Wait. That last one is a Carly Simon song.

I guess what I’m getting at, or what I was attempting to get at, is that we accumulate pain, maybe, like scratches on a wall. But it’s not just one type of pain; there are so many shapes that pain can take. Some are more triangular, some round and heavy like an oversized marble. And each pain, then, elicits both a reaction and an action. The reaction being more of the “involuntary” sort—auto-spat. The action seemingly becomes a way to cope.

Example:

John’s dog dies.

Reaction: He cries and loses his appetite.

Action: He doesn’t tell anyone, and he never gets another pet.

See what I mean? For me, this helps me to look at my pain. It’s good to find the source, of course, but also define it in my terms—the “subjective” part.
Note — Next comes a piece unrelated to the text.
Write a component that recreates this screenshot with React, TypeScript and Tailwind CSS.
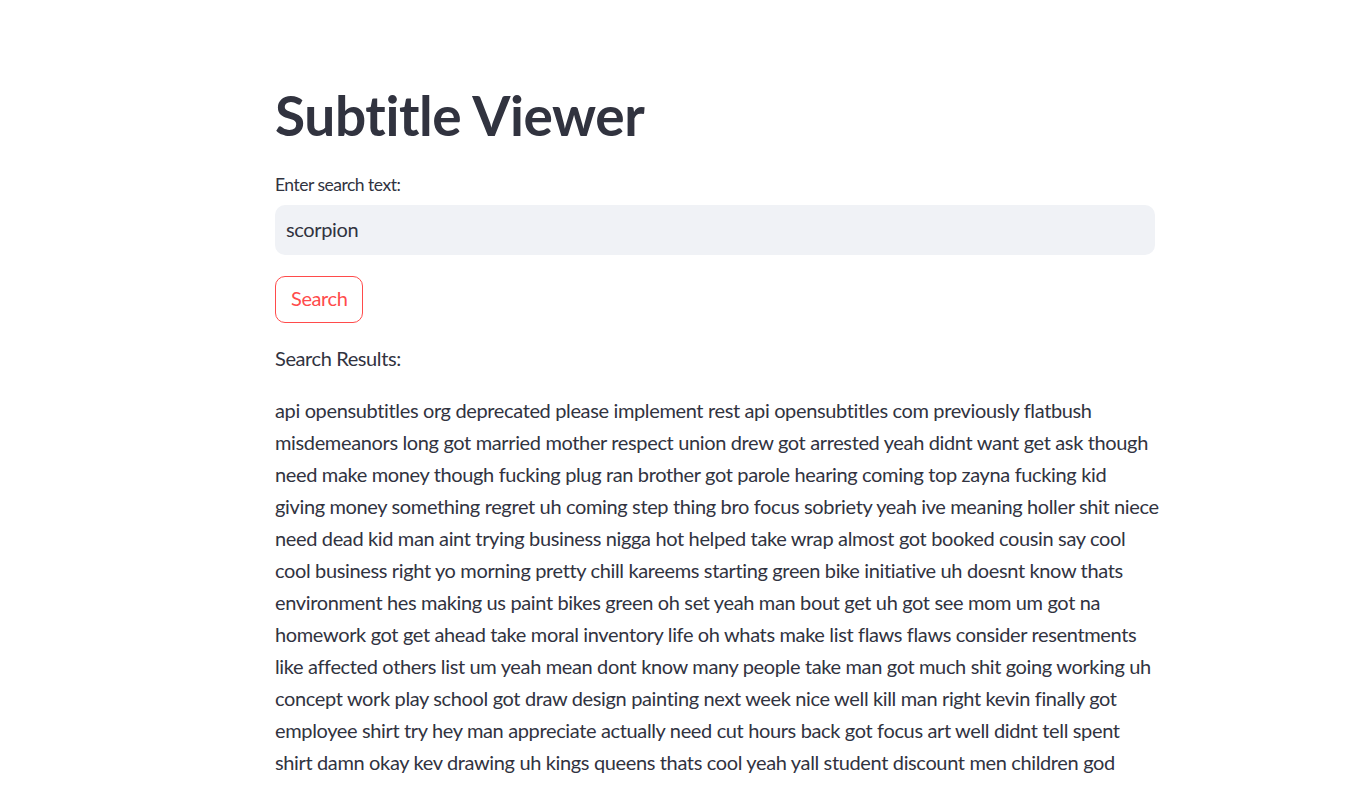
import React from "react";

const lines = [
  "api opensubtitles org deprecated please implement rest api opensubtitles com previously flatbush",
  "misdemeanors long got married mother respect union drew got arrested yeah didnt want get ask though",
  "need make money though fucking plug ran brother got parole hearing coming top zayna fucking kid",
  "giving money something regret uh coming step thing bro focus sobriety yeah ive meaning holler shit niece",
  "need dead kid man aint trying business nigga hot helped take wrap almost got booked cousin say cool",
  "cool business right yo morning pretty chill kareems starting green bike initiative uh doesnt know thats",
  "environment hes making us paint bikes green oh set yeah man bout get uh got see mom um got na",
  "homework got get ahead take moral inventory life oh whats make list flaws flaws consider resentments",
  "like affected others list um yeah mean dont know many people take man got much shit going working uh",
  "concept work play school got draw design painting next week nice well kill man right kevin finally got",
  "employee shirt try hey man appreciate actually need cut hours back got focus art well didnt tell spent",
  "shirt damn okay kev drawing uh kings queens thats cool yeah yall student discount men children god",
];

export default function App() {
  return (
    <div
      className="min-h-screen bg-white text-[#31333f]"
      style={{ fontFamily: "Lato, 'Noto Sans', sans-serif" }}
    >
      <div className="pl-[275px] pt-[82px] w-[1155px]">
        <h1 className="h-[66px] text-[55px] leading-[66px] font-bold tracking-[-0.4px]">
          Subtitle Viewer
        </h1>
        <div className="mt-[26px] h-[22px] text-[17.5px] leading-[22px] tracking-[-0.5px]">
          Enter search text:
        </div>
        <div className="mt-[9px] h-[50px] rounded-[10px] bg-[#f0f2f6] flex items-center px-[11px] pb-[2px] text-[20px] tracking-[-0.35px]">
          scorpion
        </div>
        <div className="mt-[21px] flex">
          <button className="h-[47px] px-[15px] pb-[3px] rounded-[10px] border border-[#ff4b4b] text-[#ff4b4b] text-[20px] tracking-[-0.4px] bg-white">
            Search
          </button>
        </div>
        <div className="mt-[19px] h-[32px] text-[20px] leading-[32px] tracking-[-0.4px]">
          Search Results:
        </div>
        <div className="mt-[20px] text-[20px] leading-[32px] tracking-[-0.36px]">
          {lines.map((l, i) => (
            <div key={i} className="whitespace-nowrap">
              {l}
            </div>
          ))}
        </div>
      </div>
    </div>
  );
}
I like to examine what has changed because of it. Perhaps, I am doing this because so much of me has changed—not just my living sitch, my relationships, my creative endeavors, but my core. For the better, I hope. In ways. It’s just been a dynamic (geez, that’s being kind) two years. YES, TWO. It’s like an obstacle course. Maybe, just maybe, making it to the other side is what has changed me and not the events specifically. Maybe this will show me that, not matter what, I can do obstacle courses.

Except for rope climb activities. I suck at that.

Happy Friday/Weekend/November, everyone!
Oh, and don’t forget to write your poem!